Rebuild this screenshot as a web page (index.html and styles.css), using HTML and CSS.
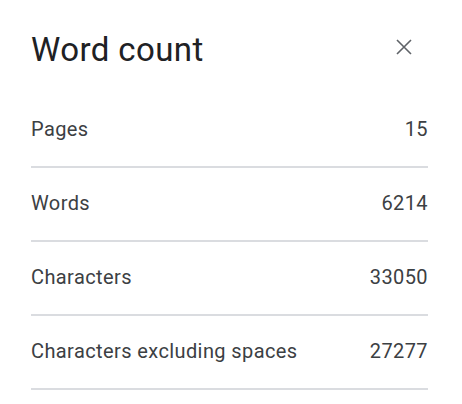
FILE: index.html
```html
<!DOCTYPE html>
<html lang="en">
<head>
  <meta charset="UTF-8" />
  <meta name="viewport" content="width=device-width, initial-scale=1.0" />
  <title>Word count</title>
  <link rel="stylesheet" href="styles.css">
</head>
<body>
  <div class="dialog">
    <div class="dialog-header">
      <h1>Word count</h1>
      <button class="close" aria-label="Close">
        <svg width="24" height="24" viewBox="0 0 24 24">
          <path d="M5 5 L19 19 M19 5 L5 19" stroke="#5f6368" stroke-width="1.6" fill="none" />
        </svg>
      </button>
    </div>
    <div class="stats">
      <div class="row"><span>Pages</span><span>15</span></div>
      <div class="row"><span>Words</span><span>6214</span></div>
      <div class="row"><span>Characters</span><span>33050</span></div>
      <div class="row"><span>Characters excluding spaces</span><span>27277</span></div>
    </div>
  </div>
</body>
</html>
```

FILE: styles.css
```css
* { box-sizing: border-box; }
body { margin: 0; background: #fff; font-family: Roboto, "Liberation Sans", sans-serif; }
.dialog {
  padding: 0 34px 0 31px;
}
.dialog-header {
  display: flex;
  justify-content: space-between;
  align-items: flex-start;
  padding: 30px 0 24px;
}
h1 {
  margin: 0;
  font-size: 33px;
  line-height: 40px;
  font-weight: 400;
  letter-spacing: 0.4px;
  color: #202124;
}
.close {
  width: 24px;
  height: 24px;
  margin: 5px 12px 0 0;
  padding: 0;
  border: 0;
  background: none;
  cursor: pointer;
}
.close svg { display: block; }
.row {
  display: flex;
  justify-content: space-between;
  padding: 23px 0 25px;
  font-size: 20px;
  line-height: 24px;
  letter-spacing: 0.4px;
  color: #3c4043;
  border-bottom: 2px solid #dadce0;
}
```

────────────────────

- _PROBLEM TO SOLVE_
Every line of text is to be repeated exactly; pictures are left out.

- _TASK RESULT_
Rebuild this screenshot as a web page (index.html and styles.css), using HTML and CSS.
FILE: index.html
```html
<!DOCTYPE html>
<html lang="en">
<head>
  <meta charset="UTF-8" />
  <meta name="viewport" content="width=device-width, initial-scale=1.0" />
  <title>Word count</title>
  <link rel="stylesheet" href="styles.css">
</head>
<body>
  <div class="dialog">
    <div class="dialog-header">
      <h1>Word count</h1>
      <button class="close" aria-label="Close">
        <svg width="24" height="24" viewBox="0 0 24 24">
          <path d="M5 5 L19 19 M19 5 L5 19" stroke="#5f6368" stroke-width="1.6" fill="none" />
        </svg>
      </button>
    </div>
    <div class="stats">
      <div class="row"><span>Pages</span><span>15</span></div>
      <div class="row"><span>Words</span><span>6214</span></div>
      <div class="row"><span>Characters</span><span>33050</span></div>
      <div class="row"><span>Characters excluding spaces</span><span>27277</span></div>
    </div>
  </div>
</body>
</html>
```

FILE: styles.css
```css
* { box-sizing: border-box; }
body { margin: 0; background: #fff; font-family: Roboto, "Liberation Sans", sans-serif; }
.dialog {
  padding: 0 34px 0 31px;
}
.dialog-header {
  display: flex;
  justify-content: space-between;
  align-items: flex-start;
  padding: 30px 0 24px;
}
h1 {
  margin: 0;
  font-size: 33px;
  line-height: 40px;
  font-weight: 400;
  letter-spacing: 0.4px;
  color: #202124;
}
.close {
  width: 24px;
  height: 24px;
  margin: 5px 12px 0 0;
  padding: 0;
  border: 0;
  background: none;
  cursor: pointer;
}
.close svg { display: block; }
.row {
  display: flex;
  justify-content: space-between;
  padding: 23px 0 25px;
  font-size: 20px;
  line-height: 24px;
  letter-spacing: 0.4px;
  color: #3c4043;
  border-bottom: 2px solid #dadce0;
}
```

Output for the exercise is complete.